Die lange Fahrt zum Öko-Auto
Europa einigt sich grundsätzlich über schärfere Abgas-Grenzwerte. Deutsche Wagen müssen viel sauberer werden. Autokonzerne konnten strengere Ziele hinausschieben
02. Dez. 2008 –
Die Autos in Europa sollen umweltfreundlicher werden. Bis 2020 könnte ihr Ausstoß von klimaschädlichem Kohlendioxid auf etwa 60 Prozent der heutigen Menge sinken. Das haben Vertreter der 27 EU-Länder, der EU-Kommission und des Parlaments am Montag Abend in Brüssel vereinbart.
Die grundsätzliche Einigung, deren Details noch fixiert werden müssen, bleibt freilich hinter dem ursprünglichen Ziel der EU-Komisssion zurück.
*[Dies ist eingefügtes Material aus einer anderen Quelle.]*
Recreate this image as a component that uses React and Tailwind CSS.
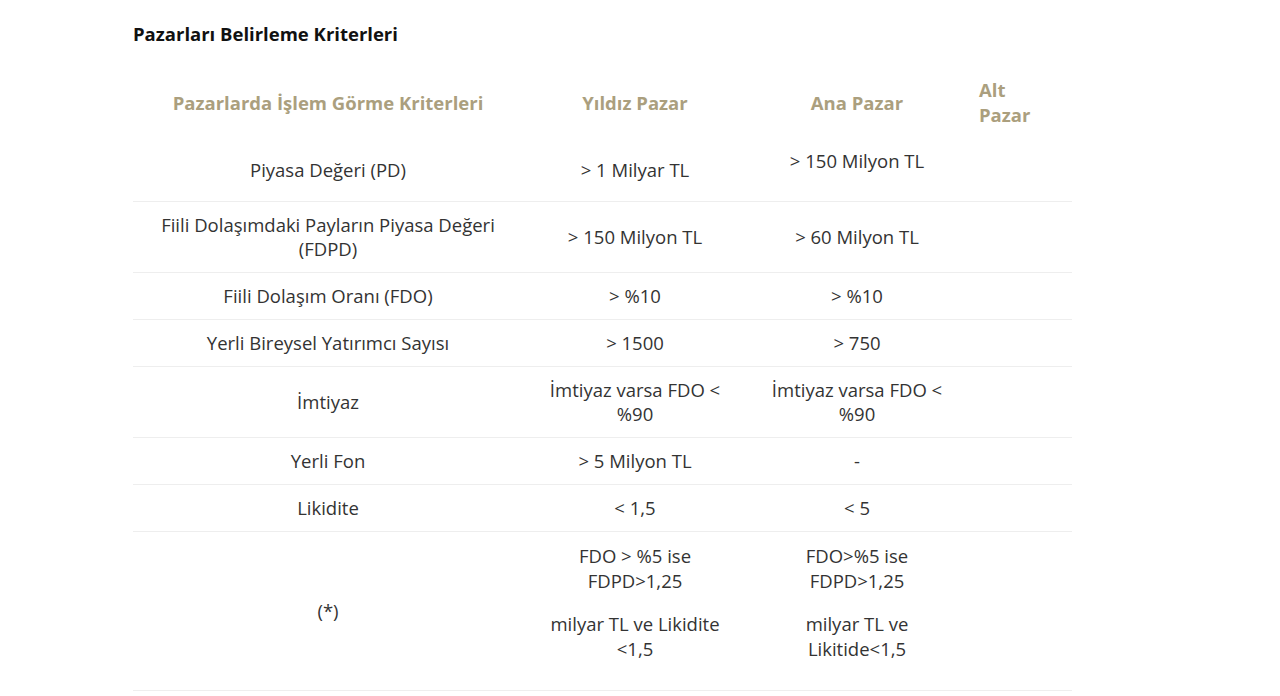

Umweltkommissar Stavros Dimas hatte vorgeschlagen, den durchschnittlichen Kohlendioxid-Ausstoß (CO2) bereits ab 2012 auf 120 Gramm pro gefahrenem Kilometer zu senken. Jetzt soll dieser Grenzwert erst bis 2015 stufenweise eingeführt werden.
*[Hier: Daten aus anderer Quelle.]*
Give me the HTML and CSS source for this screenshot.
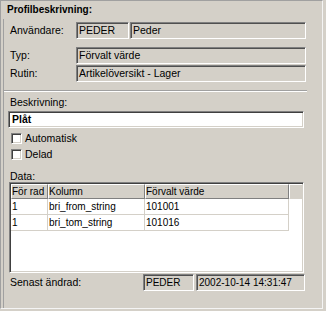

Gerade die deutschen Autohersteller, die vornehmlich leistungsstarke Wagen mit hohem CO2-Werten bauen, haben sich damit teilweise durchgesetzt. Gemeinsam mit Bundeskanzlerin Angela Merkel (CDU) hatte Matthias Wissmann, ehemaliger CDU-Bundesverkehrsminister und jetziger Präsident des Verbandes der Automobilindustrie (VDA), dafür gestritten, die Grenzwerte abzumildern.
Der EU-Kompromiss sieht vor, dass der durchschnittliche CO2-Ausstoß der in Europa zugelassenen Neuwagen von gegenwärtig etwa 160 Gramm auf 120 Gramm sinken soll. Dafür vorgesehen sind drei Stufen. Ab 2012 müssen 65 Prozent der Neuwagen das Ziel erreichen, 75 Prozent ab 2013, 80 Prozent ab 2014 und alle ab 2015.
Den einzelnen Autoherstellern ordnet die EU-Kommission jeweils eigene Minderungsziele zu. Für Daimler-Benz stehen 138 Gramm zur Diskussion, für BMW 137 und für VW 134 Gramm. Die italienischen und französischen Konzerne, die mehr kleine Fahrzeuge produzieren, müssen unter 130 Gramm kommen. Für Fiat könnte der erlaubte Ausstoß bei 122 Gramm CO2 pro Kilometer liegen, im Falle Peugeots bei 126.
Diese Zahlen gelten für die Motoren und die Karosserie. Bessere Reifen und andere Innovationen sollen die Schadstoffe zusätzlich vermindern. Unter dem Strich soll sich dann europaweit ein Durchschnitt von 120 Gramm pro Kilometer ergeben.
Damit dieser Wunsch nicht nur auf dem Papier steht, sondern eingehalten wird, droht die EU den Herstellern Strafen an. Liegt der durchschnittliche CO2-Ausstoß der Neuwagen eines Unternehmens um ein Gramm über der Zielmarke, wird eine Strafe von einem Euro pro Fahrzeug fällig. Diese Strafe steigt an bis auf 95 Euro ab vier Gramm unerlaubten CO2-Ausstoßes. Überschreitet ein Hersteller seinen Grenzwert beispielsweise um vier Gramm und produziert die Firma eine Million Autos pro Jahr, würde die Strafe 140 Millionen Euro betragen.
Darüberhinaus will sich die EU ein langfristiges Ziel setzen. Ab 2020 soll der durchschnittliche Ausstoß des klimaschädlichen Kohlendioxids nur noch 95 Gramm pro Kilometer betragen.
Der Verband der Automobilindustrie hält die EU-Plan für „eine große Herausforderung“. Die Unternehmen würden sich diesen Zielen aber „mit Engagement stellen“.Umweltverbände wie Greenpeace und die Grünen kritisierten die Einigung. „Die Kanzlerin kämpft gegen den europäischen Klimaschutz“, sagte Jürgen Trittin, Fraktionsvize der Grünen im Bundestag, mit Blick auf die verlängerten Fristen für die Einhaltung der Grenzwerte. Die Deutsche Umwelthilfe erklärte, die Emissionen könnten in den kommenden Jahren sogar über das gegenwärtige Niveau hinaus ansteigen, weil verschiedene Ausweich- und Ausnahmeregelungen eingeführt würden. Die grüne Europa-Abgeordnete Rebecca Harms kritisierte außerdem die Strafzahlungen. Diese seien zu gering, um die Autohersteller zu stärkerem Klimaschutz zu bewegen.
Der Kompromiss vom Montag bedarf noch der Zustimmung des EU-Parlamentes.